A vast array of experimental data on water provides a global view of the liquid that implicates its tetrahedral hydrogen-bonding network as the unifying molecular connection to its observed structural, thermodynamic, and dielectric property trends with temperature. Anyone who advocates an alternative structural picture for liquid water must consider this other, non-structural, data. Although we firmly did not think it possible that chain networks could be consistent with these known liquid water trends with temperature, there is no existing evidence to directly refute such a possibility. Therefore we decided to examine the consequences of. chain networks using three different modified water models that exhibit a local hydrogen-bonding environment of two hydrogen-bonds (2HB) and therefore networks of chains. Using these very differently parameterized models we evaluate their bulk densities, enthalpies of vaporization, heat capacities, isothermal compressibilities, thermal expansion coefficients, and dielectric constants, over the temperature range of 235K-323K. We also evaluate the entropy of the 2HB models at room temperature and whether such models nucleate ice Ih. All show poor agreement with experimentally measured thermodynamic and dielectric properties over the same temperature range, and behave similarly in most respects to normal liquids. This is to be contrasted by many modern simulation models of water that reproduce experimentally determined thermodynamic, dynamic, and dielectric trends with temperature. These models yield liquid structure that shows significant tetrahedral order and increased hydrogen-bonding than advocated by Wernet et al. Thus it appears that water structure based on hydrogen-bonded chains is inconsistent with liquid water as we know it through a multitude of experiments.

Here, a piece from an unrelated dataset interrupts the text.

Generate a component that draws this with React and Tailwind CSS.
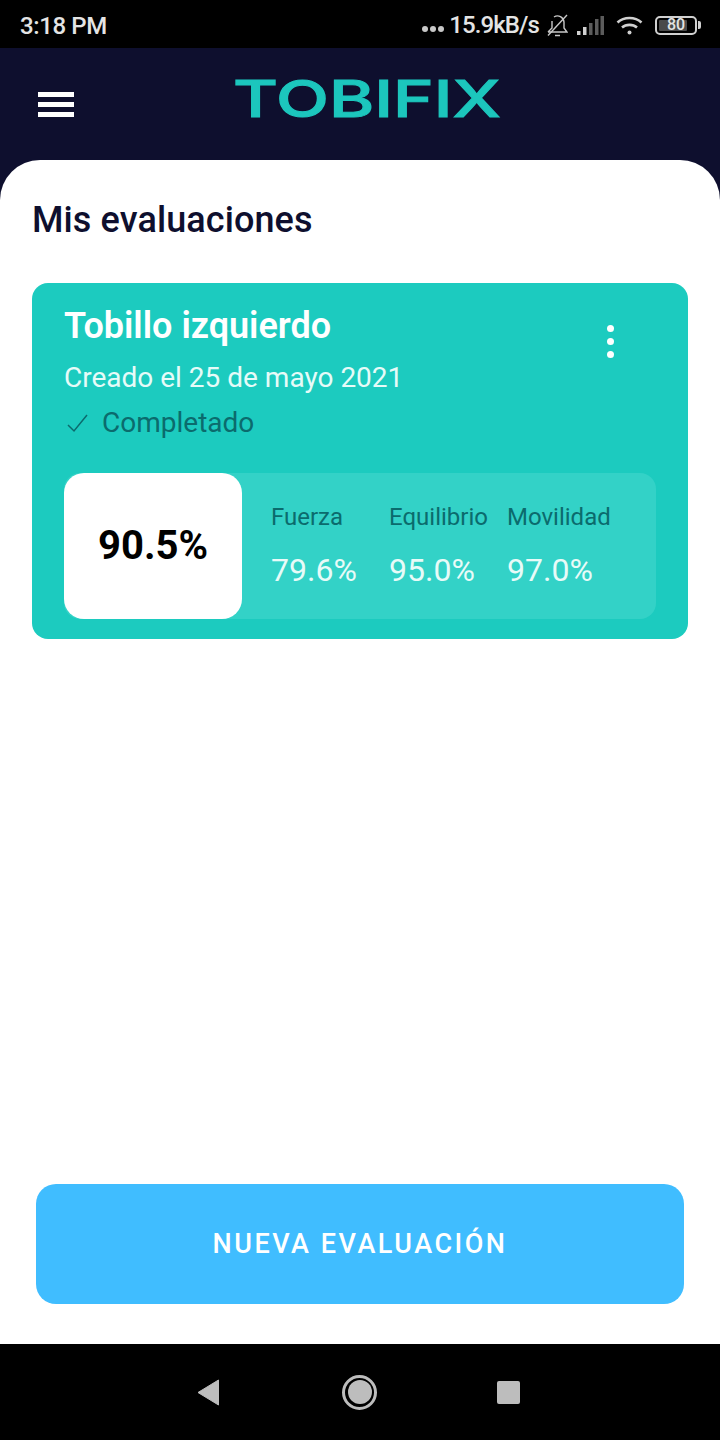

An alternative structure for liquid water based on chain networks should certainly have been anticipated to be controversial, but seemed to go directly at the goal of overturning conventional wisdom. Similar scientific excitement must have existed in the early days of the discovery of “polywater”, but eventually that alternative view proved to be false because the characterized water contained chemical impurities that ultimately explained polywater’s unusual, and un-water-like, properties. It would seem that the challenge of knowing whether a new structural view of water is correct is to first try to reconcile whether it “fits” into a larger experimental context of other structural, thermodynamic, dynamical, and dielectric data collected over decades by many able scientists.  Theory and simulation can more directly address “what is” the global view of the liquid and its phases, thereby providing a better reference state for investigating “what is not”.